Not a question. A fact.
"You sure?" I asked.
"Smell metal," he said. "Sharp noise. Not axe. Not hunt. Walk wrong."
That was the thing about Grak. He didn't speak much, but when he did, you listened.
The goblins didn't have scouts. They had sniffers. Literally goblins who smelled the air for a living. One of them came running in, breathless and wide-eyed.
"Five!" he squeaked. "Five two-leg metal-bloods! South path!"
I told the goblins to stay calm. To hide. To let me handle it.
They didn't argue. That was the part that scared me.
...
I met the adventurers just outside the clearing. Alone.
That was the plan. Don't let them into the village. Keep the danger away.
I stepped out from the brush wearing my least goblin-y tunic, hands raised, trying very hard not to look like a threat.
They were exactly what you'd expect from second-rate dungeon delvers: flashy armor, oversized weapons, way too much ego. There was a big guy in chainmail, a mage with glittery robes, a dagger girl who looked like she hadn't blinked in a week, and an archer who was already aiming at me like I was a rabbit.
Their leader? A woman with silver armor and a sword longer than she was tall. Blond, pale, perfect teeth. She looked like she walked out of a JRPG intro cutscene.
"You," she said, narrowing her eyes. "Human?"
"Last I checked," I replied.
"Why are you with monsters?"
And there it was.
Monsters.
Not "goblins." Not "villagers." Not "people."
Just monsters.
"They raised me," I said.
"That's not possible."
"Yeah, well, so is magic, and you're holding a sword that glows every time you're about to swing it. Let's not split hairs."
She frowned. I'd broken script. I wasn't pleading. I wasn't begging. I was calm.
And that made her nervous.
"We received reports of goblin activity near a trade route," she said. "We're here to eliminate the threat."
"You mean the tribe that grows root vegetables and prays to rocks?"

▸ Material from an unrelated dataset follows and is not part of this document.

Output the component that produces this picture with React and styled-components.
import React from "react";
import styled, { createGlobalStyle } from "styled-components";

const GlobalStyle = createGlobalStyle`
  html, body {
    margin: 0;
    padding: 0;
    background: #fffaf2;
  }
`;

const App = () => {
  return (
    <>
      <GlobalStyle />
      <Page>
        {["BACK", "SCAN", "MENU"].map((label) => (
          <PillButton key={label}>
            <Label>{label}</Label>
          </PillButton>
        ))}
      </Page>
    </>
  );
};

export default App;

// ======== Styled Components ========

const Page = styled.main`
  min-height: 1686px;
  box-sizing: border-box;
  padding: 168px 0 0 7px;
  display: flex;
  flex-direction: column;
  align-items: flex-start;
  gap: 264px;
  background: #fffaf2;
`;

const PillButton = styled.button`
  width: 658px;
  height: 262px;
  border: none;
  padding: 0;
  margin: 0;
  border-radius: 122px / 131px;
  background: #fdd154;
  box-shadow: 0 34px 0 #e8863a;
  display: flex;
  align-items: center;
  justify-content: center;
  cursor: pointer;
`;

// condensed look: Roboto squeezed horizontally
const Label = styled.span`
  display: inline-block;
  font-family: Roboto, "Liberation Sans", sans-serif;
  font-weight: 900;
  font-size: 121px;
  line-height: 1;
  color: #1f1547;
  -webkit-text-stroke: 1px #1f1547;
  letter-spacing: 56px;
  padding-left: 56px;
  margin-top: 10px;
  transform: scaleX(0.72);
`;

"Goblins are hostile creatures. It's only a matter of time before they raid a village."
I swallowed my anger.
"They haven't raided anything. We barely have enough spears to hunt deer. The only thing they raid is their own pantry when the stew's done early."

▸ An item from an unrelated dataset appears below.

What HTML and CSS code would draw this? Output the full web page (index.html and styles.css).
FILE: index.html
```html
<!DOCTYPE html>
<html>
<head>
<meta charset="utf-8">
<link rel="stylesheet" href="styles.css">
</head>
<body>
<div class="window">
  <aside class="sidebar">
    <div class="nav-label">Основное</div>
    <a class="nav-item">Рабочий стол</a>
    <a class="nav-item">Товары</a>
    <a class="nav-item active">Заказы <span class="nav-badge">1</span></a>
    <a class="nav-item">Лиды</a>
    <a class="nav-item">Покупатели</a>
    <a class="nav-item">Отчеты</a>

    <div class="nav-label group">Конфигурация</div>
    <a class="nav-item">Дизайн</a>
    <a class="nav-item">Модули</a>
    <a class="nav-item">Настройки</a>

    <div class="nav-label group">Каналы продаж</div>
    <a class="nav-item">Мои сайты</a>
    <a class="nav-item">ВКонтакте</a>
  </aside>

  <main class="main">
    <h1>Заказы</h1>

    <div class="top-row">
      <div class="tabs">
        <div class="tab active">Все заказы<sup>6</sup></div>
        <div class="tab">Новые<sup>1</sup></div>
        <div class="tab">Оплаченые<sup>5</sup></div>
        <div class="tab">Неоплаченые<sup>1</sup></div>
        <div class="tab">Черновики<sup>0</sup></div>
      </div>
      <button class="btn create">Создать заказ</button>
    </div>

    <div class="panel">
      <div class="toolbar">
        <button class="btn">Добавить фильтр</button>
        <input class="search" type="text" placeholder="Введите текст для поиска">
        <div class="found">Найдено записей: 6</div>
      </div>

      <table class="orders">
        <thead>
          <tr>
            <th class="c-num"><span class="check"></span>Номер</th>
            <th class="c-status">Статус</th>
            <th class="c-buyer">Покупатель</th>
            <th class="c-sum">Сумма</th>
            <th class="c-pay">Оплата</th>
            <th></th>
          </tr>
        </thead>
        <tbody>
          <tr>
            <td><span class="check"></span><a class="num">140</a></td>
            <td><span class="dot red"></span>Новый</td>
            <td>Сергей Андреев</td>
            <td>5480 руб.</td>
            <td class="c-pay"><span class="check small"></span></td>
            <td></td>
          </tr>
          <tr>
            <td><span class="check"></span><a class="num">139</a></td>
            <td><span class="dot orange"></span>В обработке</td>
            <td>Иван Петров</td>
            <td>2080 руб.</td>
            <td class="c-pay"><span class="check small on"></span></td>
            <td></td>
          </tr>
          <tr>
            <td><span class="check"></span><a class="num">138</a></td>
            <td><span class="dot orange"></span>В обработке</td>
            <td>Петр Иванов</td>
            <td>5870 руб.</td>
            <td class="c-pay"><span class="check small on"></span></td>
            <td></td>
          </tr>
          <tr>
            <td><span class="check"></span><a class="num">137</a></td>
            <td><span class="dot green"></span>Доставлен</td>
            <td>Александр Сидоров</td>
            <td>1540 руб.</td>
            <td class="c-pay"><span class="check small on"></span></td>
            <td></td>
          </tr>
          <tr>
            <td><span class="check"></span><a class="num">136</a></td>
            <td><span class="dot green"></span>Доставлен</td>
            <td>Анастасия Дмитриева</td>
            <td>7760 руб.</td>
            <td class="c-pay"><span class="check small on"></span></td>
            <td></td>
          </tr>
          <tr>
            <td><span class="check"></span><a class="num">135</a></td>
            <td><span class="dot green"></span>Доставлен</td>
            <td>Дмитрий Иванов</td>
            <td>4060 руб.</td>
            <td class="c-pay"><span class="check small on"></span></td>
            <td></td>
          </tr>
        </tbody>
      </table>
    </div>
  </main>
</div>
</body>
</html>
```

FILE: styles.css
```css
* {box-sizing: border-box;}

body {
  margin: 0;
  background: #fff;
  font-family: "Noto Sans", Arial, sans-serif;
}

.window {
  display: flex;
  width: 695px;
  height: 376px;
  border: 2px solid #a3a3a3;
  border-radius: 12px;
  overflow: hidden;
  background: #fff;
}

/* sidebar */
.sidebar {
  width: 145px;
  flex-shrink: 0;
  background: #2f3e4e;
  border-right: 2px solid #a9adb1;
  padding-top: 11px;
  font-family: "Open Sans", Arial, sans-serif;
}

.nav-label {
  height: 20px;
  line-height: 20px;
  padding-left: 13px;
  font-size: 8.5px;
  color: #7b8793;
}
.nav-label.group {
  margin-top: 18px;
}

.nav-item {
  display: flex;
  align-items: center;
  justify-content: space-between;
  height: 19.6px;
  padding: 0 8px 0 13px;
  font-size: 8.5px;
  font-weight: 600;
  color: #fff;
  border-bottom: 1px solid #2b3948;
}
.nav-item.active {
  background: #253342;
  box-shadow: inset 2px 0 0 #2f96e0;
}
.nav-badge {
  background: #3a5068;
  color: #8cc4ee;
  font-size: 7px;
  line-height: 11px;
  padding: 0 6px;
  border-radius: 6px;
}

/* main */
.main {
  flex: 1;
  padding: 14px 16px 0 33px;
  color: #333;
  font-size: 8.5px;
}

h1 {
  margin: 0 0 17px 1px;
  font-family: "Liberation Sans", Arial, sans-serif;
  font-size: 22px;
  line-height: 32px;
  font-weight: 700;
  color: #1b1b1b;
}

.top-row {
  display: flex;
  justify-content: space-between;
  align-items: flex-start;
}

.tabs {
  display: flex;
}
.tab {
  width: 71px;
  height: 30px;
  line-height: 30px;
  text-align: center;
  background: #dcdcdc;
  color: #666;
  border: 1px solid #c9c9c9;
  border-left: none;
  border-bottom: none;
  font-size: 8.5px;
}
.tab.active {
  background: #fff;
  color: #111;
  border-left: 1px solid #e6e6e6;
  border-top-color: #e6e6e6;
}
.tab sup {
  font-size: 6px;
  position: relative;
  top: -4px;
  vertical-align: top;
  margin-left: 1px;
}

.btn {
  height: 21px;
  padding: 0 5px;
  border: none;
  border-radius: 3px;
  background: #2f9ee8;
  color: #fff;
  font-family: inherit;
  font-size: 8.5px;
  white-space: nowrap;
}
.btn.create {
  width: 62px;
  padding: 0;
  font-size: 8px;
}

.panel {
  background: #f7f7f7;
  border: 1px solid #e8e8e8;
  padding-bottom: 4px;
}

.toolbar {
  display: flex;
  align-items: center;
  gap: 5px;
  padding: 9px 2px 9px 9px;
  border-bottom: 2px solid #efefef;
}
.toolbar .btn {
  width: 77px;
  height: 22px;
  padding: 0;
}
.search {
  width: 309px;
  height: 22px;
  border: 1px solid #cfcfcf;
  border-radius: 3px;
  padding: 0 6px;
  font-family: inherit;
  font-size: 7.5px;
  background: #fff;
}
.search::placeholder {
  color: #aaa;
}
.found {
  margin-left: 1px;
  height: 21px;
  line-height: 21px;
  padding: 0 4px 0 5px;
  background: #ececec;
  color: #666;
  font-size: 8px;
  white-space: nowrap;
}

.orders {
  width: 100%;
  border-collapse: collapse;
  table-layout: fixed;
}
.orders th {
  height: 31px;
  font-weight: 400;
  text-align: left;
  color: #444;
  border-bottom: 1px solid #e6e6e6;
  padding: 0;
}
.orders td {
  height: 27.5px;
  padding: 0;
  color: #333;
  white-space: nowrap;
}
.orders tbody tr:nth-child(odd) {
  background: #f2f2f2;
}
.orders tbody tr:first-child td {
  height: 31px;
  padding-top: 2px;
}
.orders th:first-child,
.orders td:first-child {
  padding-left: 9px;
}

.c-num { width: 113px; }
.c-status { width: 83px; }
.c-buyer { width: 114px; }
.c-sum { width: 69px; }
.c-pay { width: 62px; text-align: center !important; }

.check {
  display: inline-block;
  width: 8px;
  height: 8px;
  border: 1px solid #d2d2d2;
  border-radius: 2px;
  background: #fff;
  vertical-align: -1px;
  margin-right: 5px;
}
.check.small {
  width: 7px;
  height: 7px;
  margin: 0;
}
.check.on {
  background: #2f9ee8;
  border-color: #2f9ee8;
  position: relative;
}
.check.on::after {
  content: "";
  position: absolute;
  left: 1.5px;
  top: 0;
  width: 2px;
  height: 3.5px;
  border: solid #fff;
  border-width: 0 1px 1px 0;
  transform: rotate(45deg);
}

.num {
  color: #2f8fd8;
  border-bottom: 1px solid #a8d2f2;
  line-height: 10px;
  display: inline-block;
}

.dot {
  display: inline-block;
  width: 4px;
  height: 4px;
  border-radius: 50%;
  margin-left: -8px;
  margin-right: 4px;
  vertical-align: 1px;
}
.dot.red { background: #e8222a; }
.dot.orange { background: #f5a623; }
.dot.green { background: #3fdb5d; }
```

"Regardless," she said. "We can't take the risk."
There it was again.
That cold, bureaucratic cruelty wrapped in shiny armor and moral certainty.
"If you attack," I said carefully, "you'll regret it."
She raised an eyebrow.
"Is that a threat?"
"No," I said. "It's a bluff."
That threw her.
Good.
"You don't seem very strong."
"I'm not," I said honestly. "I'm a planner. I build toilets. But I also know how to fake a magical boundary, how to make a pit trap with punji stakes, and how to use charcoal powder to simulate a cursed zone."
"...You're lying."
"Probably."
The archer looked confused. The mage tilted his head. The big guy shifted his weight like he wasn't sure whether to laugh or smash something.
"So what'll it be?" I asked. "Go home and file a report that says 'goblins relocated peacefully,' or fight a village of trap-happy lunatics with nothing to lose?"
She didn't answer. Just stared at me. Trying to read me.
I stared back.
Not with power.
But with conviction.
A man with nothing left can be very convincing.
"...Fall back," she said finally. "We're done here."
And they left.
Just like that.
...
I collapsed the second they were out of sight. My legs felt like jelly. My brain was static. I might've peed a little.
But I was alive.
And so were the goblins.
Barely.
Some where a bit injured, but nothing major.
...
That night, we gathered by the central fire pit. Grak sat beside me, quiet. The others stared at me like I'd turned into a god.
"You... scare metal-walkers," Bonk whispered.
"No," I said. "I just lied really well."
"Lie strong," Guk said, nodding seriously.
Riri curled into my side and mumbled, "Taku protect home."
I didn't deserve the praise.
But I accepted it anyway.
Because I'd done what I could.
And it worked.
But deep down, I knew this was temporary. Next time, it might be a bigger group. Or someone who didn't hesitate. Or a spell that saw through all my traps.
We couldn't run forever.
If we wanted to survive...
We had to grow.
Not just bigger.
Smarter.
Organized.
And for that... I had work to do.
The goblins saved my life once.
Now it was time to return the favor.